Dans les villages comme dans les villes, on garde pareillement toutes les bienséances qui conviennent au rang d’un chacun ; soit qu’ils marchent ensemble, soit qu’ils se saluent, les termes dont ils se servent sont toujours pleins de respect et de civilité.

Quand, par exemple, on se donne quelque peine pour leur faire plaisir, fei sin, disent-ils, vous prodiguez votre cœur. Si on leur a rendu quelque service, sie pou tsin, mes remerciements ne peuvent avoir de fin. Pour peu qu’ils détournent une personne occupée, fan lao, je vous suis bien importun ; te tsoui, c’est avoir fait une grande faute, que d’avoir pris cette liberté. Quand on les prévient de quelque honnêteté, pou can, pou can, pou can, je n’ose, je n’ose, je n’ose c’est-à-dire, souffrir que vous preniez cette peine pour moi. Si l’on dit quelque parole tant soit peu à leur louange, ki can, comment oserais-je ; c’est-à-dire, croire de telles choses de moi. Lorsqu’ils conduisent un ami à qui ils ont donné à manger, yeou man, ou bien tai man, nous vous avons bien mal reçu, nous vous avons bien mal traité.

Les Chinois ont toujours à la bouche de semblables paroles, qu’ils prononcent d’un ton affectueux ; mais il ne s’ensuit pas de là que le cœur y ait beaucoup de part. Parmi les gens même du commun, ils donnent toujours le premier rang aux personnes les plus âgées : si ce sont des étrangers, ils le donnent à celui qui vient de plus loin, à moins que le rang ou la qualité de la personne, n’exigeât le contraire : dans les provinces où la main droite est la plus honorable[1], ils ne manquent pas de la donner.

Quand deux mandarins se rencontrent dans la rue, ce qu’ils évitent le plus qu’ils peuvent, s’ils sont d’un rang fort différent ; mais s’ils sont d’un rang égal, ils se saluent mutuellement sans sortir de leur chaise, et sans même se lever, en baissant les mains jointes, et les relevant jusqu’à la tête, ce qu’ils recommencent plusieurs fois, jusqu’à ce qu’ils aient cessé de se voir. Si l’un d’eux est d’un rang inférieur, il fait arrêter sa chaise ; ou s’il est à cheval, il met pied à terre, et fait une profonde révérence au mandarin son supérieur.

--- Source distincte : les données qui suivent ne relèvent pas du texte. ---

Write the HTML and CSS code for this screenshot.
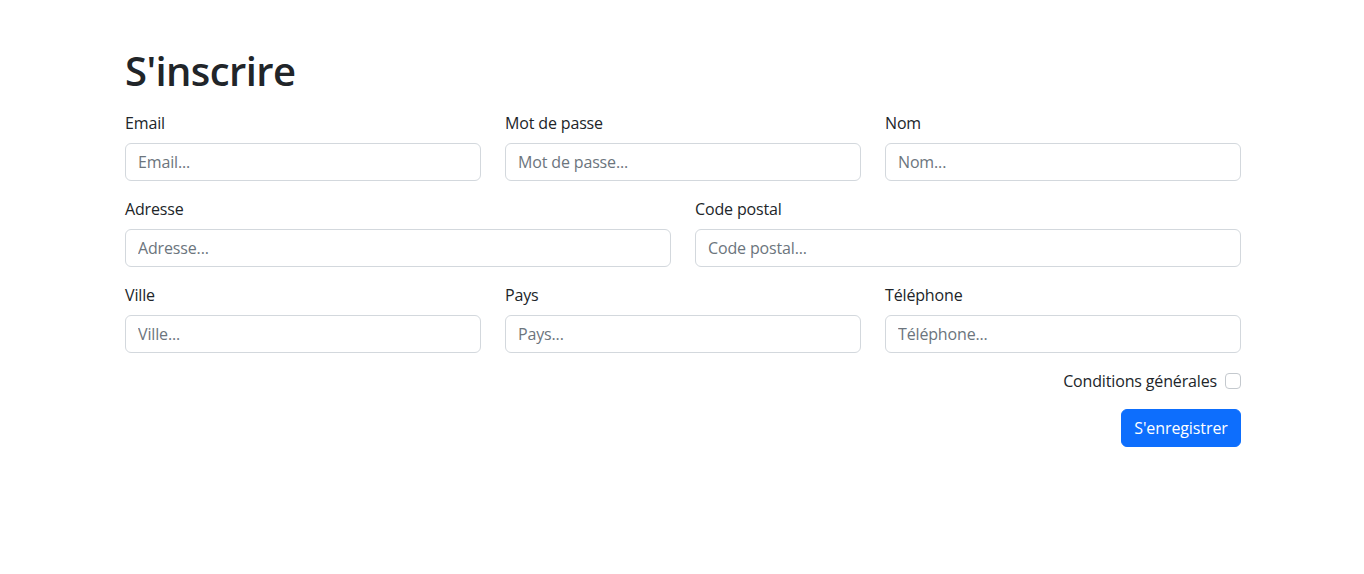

Rien n’est comparable au respect que les enfants ont pour leurs pères, et les disciples envers leurs maîtres : ils parlent peu et se tiennent debout en leur présence ; leur coutume est, surtout en certains jours, comme au commencement de l’année, au jour de leur naissance, et en diverses autres occasions, de les saluer en se mettant à genoux, et battant plusieurs fois la terre du front.